GOAL
Find and return each line containing "index".

DATA EXCERPT
□ □ □ □ □
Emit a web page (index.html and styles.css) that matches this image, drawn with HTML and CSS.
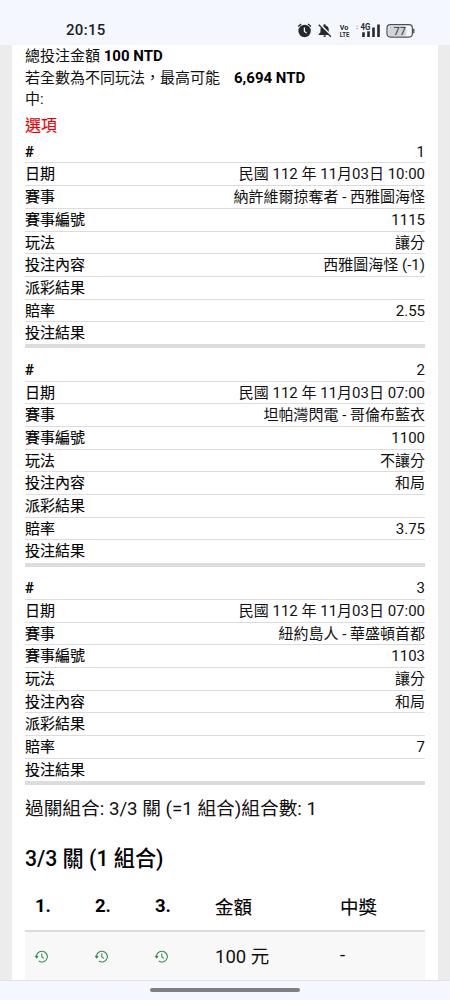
FILE: index.html
```html
<!DOCTYPE html>
<html lang="zh-Hant">
<head>
  <meta charset="UTF-8" />
  <meta name="viewport" content="width=device-width, initial-scale=1.0"/>
  <title>投注明細</title>
  <link rel="stylesheet" href="styles.css">
</head>
<body>
  <header class="status-bar">
    <span class="time">20:15</span>
    <svg class="status-icons" width="120" height="20" viewBox="0 0 120 20">
      <!-- alarm -->
      <circle cx="8.600" cy="11" r="6.200" fill="#262a2f"/>
      <path d="M2.200 6.600L5.200 4.100M15 6.600L12 4.100" stroke="#262a2f" stroke-width="1.300"/>
      <path d="M8.400 7.600V11.400L10.600 13" fill="none" stroke="#f4f8fe" stroke-width="1.200"/>
      <!-- muted bell -->
      <path d="M22.800 14.900V13.900L24.500 12.300V9Q24.700 6.200 27.700 5.500V4.200H29.500V5.500Q32.500 6.200 32.700 9V12.300L34.500 13.900V14.900ZM27.200 15.500H30.100Q29.700 17 28.600 17T27.200 15.500Z" fill="#262a2f"/>
      <path d="M23.500 4L35.700 16.200" stroke="#f4f8fe" stroke-width="2"/>
      <path d="M22.700 4.700L34.900 16.700" stroke="#262a2f" stroke-width="1.200"/>
      <!-- network -->
      <text class="tiny" x="43.800" y="10" textLength="8.500" lengthAdjust="spacingAndGlyphs">Vo</text>
      <text class="tiny" x="43.800" y="17.200" textLength="9.500" lengthAdjust="spacingAndGlyphs">LTE</text>
      <path d="M59.700 6.700L61.200 4.700L62.700 6.700ZM59.700 8L61.200 10L62.700 8Z" fill="#c5c9ce"/>
      <text class="tiny net" x="64.500" y="10.400" textLength="9.800" lengthAdjust="spacingAndGlyphs">4G</text>
      <path d="M66.200 12.300H68.800V17H66.200ZM71.200 11.200H73.800V17H71.200ZM76.200 7.500H78.800V17H76.200ZM81.200 4.500H83.800V17H81.200Z" fill="#262a2f"/>
      <!-- battery -->
      <rect x="92.300" y="6" width="18" height="10" rx="2" fill="#d2d4d7"/>
      <rect x="91" y="4.700" width="25.400" height="12.400" rx="3.500" fill="none" stroke="#4a4d51" stroke-width="1.200"/>
      <path d="M117.800 8.800V13.200" stroke="#4a4d51" stroke-width="1.300"/>
      <text class="percent" x="97.500" y="14.700">77</text>
    </svg>
  </header>

  <main class="page">
    <div class="summary">
      <div class="summary-row"><span>總投注金額 <b>100 NTD</b></span></div>
      <div class="summary-row">
        <span class="summary-label">若全數為不同玩法，最高可能中:</span>
        <b>6,694 NTD</b>
      </div>
    </div>
    <div class="options">選項</div>

    <dl class="bet">
      <div><dt class="num">#</dt><dd>1</dd></div>
      <div><dt>日期</dt><dd>民國 112 年 11月03日 10:00</dd></div>
      <div><dt>賽事</dt><dd>納許維爾掠奪者 - 西雅圖海怪</dd></div>
      <div><dt>賽事編號</dt><dd>1115</dd></div>
      <div><dt>玩法</dt><dd>讓分</dd></div>
      <div><dt>投注內容</dt><dd>西雅圖海怪 (-1)</dd></div>
      <div><dt>派彩結果</dt><dd></dd></div>
      <div><dt>賠率</dt><dd>2.55</dd></div>
      <div><dt>投注結果</dt><dd></dd></div>
    </dl>

    <dl class="bet">
      <div><dt class="num">#</dt><dd>2</dd></div>
      <div><dt>日期</dt><dd>民國 112 年 11月03日 07:00</dd></div>
      <div><dt>賽事</dt><dd>坦帕灣閃電 - 哥倫布藍衣</dd></div>
      <div><dt>賽事編號</dt><dd>1100</dd></div>
      <div><dt>玩法</dt><dd>不讓分</dd></div>
      <div><dt>投注內容</dt><dd>和局</dd></div>
      <div><dt>派彩結果</dt><dd></dd></div>
      <div><dt>賠率</dt><dd>3.75</dd></div>
      <div><dt>投注結果</dt><dd></dd></div>
    </dl>

    <dl class="bet">
      <div><dt class="num">#</dt><dd>3</dd></div>
      <div><dt>日期</dt><dd>民國 112 年 11月03日 07:00</dd></div>
      <div><dt>賽事</dt><dd>紐約島人 - 華盛頓首都</dd></div>
      <div><dt>賽事編號</dt><dd>1103</dd></div>
      <div><dt>玩法</dt><dd>讓分</dd></div>
      <div><dt>投注內容</dt><dd>和局</dd></div>
      <div><dt>派彩結果</dt><dd></dd></div>
      <div><dt>賠率</dt><dd>7</dd></div>
      <div><dt>投注結果</dt><dd></dd></div>
    </dl>

    <p class="combo">過關組合: 3/3 關 (=1 組合)組合數: 1</p>
    <h2>3/3 關 (1 組合)</h2>

    <div class="grid grid-head">
      <span class="num">1.</span><span class="num">2.</span><span class="num">3.</span><span>金額</span><span>中獎</span>
    </div>
    <div class="grid grid-row">
      <span><svg class="clock" viewBox="0 0 14 13"><use href="#history"/></svg></span>
      <span><svg class="clock" viewBox="0 0 14 13"><use href="#history"/></svg></span>
      <span><svg class="clock" viewBox="0 0 14 13"><use href="#history"/></svg></span>
      <span>100 元</span>
      <span>-</span>
    </div>
  </main>

  <footer class="nav-bar"><div class="handle"></div></footer>

  <svg class="defs" width="0" height="0">
    <symbol id="history" viewBox="0 0 14 13">
      <path d="M1.600 7.600A5.400 5.400 0 1 1 3.800 11M0.200 5.900L1.600 7.900L3.200 6.100M6.800 3.400V7L8.900 8.400" fill="none" stroke="#2f8f4e" stroke-width="1.100"/>
    </symbol>
  </svg>
</body>
</html>
```
FILE: styles.css
```css
* {
  box-sizing: border-box;
}

body {
  margin: 0;
  height: 1000px;
  display: flex;
  flex-direction: column;
  overflow: hidden;
  background: #ececec;
  color: #111;
  font-family: Roboto, "Noto Sans CJK TC", sans-serif;
  font-size: 15px;
}

b {
  font-weight: 700;
  color: #000;
}

/* phone bars */
.status-bar {
  height: 44.500px;
  flex: none;
  display: flex;
  justify-content: space-between;
  padding: 20px 35px 0 66px;
  background: #f4f8fe;
}

.time {
  font-size: 15px;
  font-weight: 500;
  line-height: 21px;
  letter-spacing: 0.3px;
  color: #1c1f23;
}

.status-icons {
  margin-right: -1px;
}

.tiny {
  font-size: 8px;
  font-weight: 700;
  fill: #262a2f;
}

.net {
  font-size: 8.500px;
}

.percent {
  font-size: 11px;
  fill: #333;
}

.nav-bar {
  height: 20px;
  flex: none;
  display: flex;
  justify-content: center;
  padding-top: 7px;
  background: #f4f8fe;
  border-top: 1px solid #dde2ea;
}

.handle {
  width: 150px;
  height: 4px;
  border-radius: 2px;
  background: #7d7f84;
}

/* slip */
.page {
  flex: 1;
  min-height: 0;
  overflow: hidden;
  margin: 0 12px;
  padding: 1.500px 13px 0;
  background: #fff;
}

.summary-row {
  display: flex;
  line-height: 21.600px;
}

.summary-label {
  width: 209px;
  padding-right: 10px;
}

.options {
  margin-top: 1px;
  height: 29px;
  line-height: 27px;
  font-size: 16px;
  color: #f00000;
  -webkit-text-stroke: 0.100px #f00000;
}

.bet {
  margin: 0 0 10.500px;
  border-bottom: 4px solid #dcdcdc;
}

.bet div {
  display: flex;
  justify-content: space-between;
  height: 22.700px;
  line-height: 22.500px;
  border-bottom: 1px solid #dcdcdc;
}

.bet div:last-child {
  height: 22.200px;
  border-bottom: 0;
}

/* medium weight for the CJK labels */
.bet dt,
.grid-head {
  color: #000;
  -webkit-text-stroke: 0.120px #000;
}

.bet dd {
  margin: 0;
}

.bet .num,
.grid .num {
  font-weight: 700;
  -webkit-text-stroke: 0;
}

.combo {
  margin: 0;
  line-height: 28px;
  font-size: 18.700px;
}

h2 {
  margin: 21px 0 0;
  font-size: 21.200px;
  line-height: 30px;
  font-weight: 500;
  color: #000;
}

.grid {
  display: grid;
  grid-template-columns: 60px 60px 60px 125px 1fr;
  align-items: center;
  font-size: 18.500px;
}

.grid span {
  padding-left: 10px;
}

.grid-head {
  height: 58px;
  padding-top: 7px;
  border-bottom: 2px solid #dcdcdc;
}

.grid-row {
  height: 50px;
  padding-bottom: 4px;
  background: #f8f8f8;
}

.clock {
  display: block;
  width: 14px;
  height: 13px;
  margin-top: 3px;
}

.defs {
  position: absolute;
}
```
□ □ □ □ □
CORRECT ANSWER
Emit a web page (index.html and styles.css) that matches this image, drawn with HTML and CSS.
FILE: index.html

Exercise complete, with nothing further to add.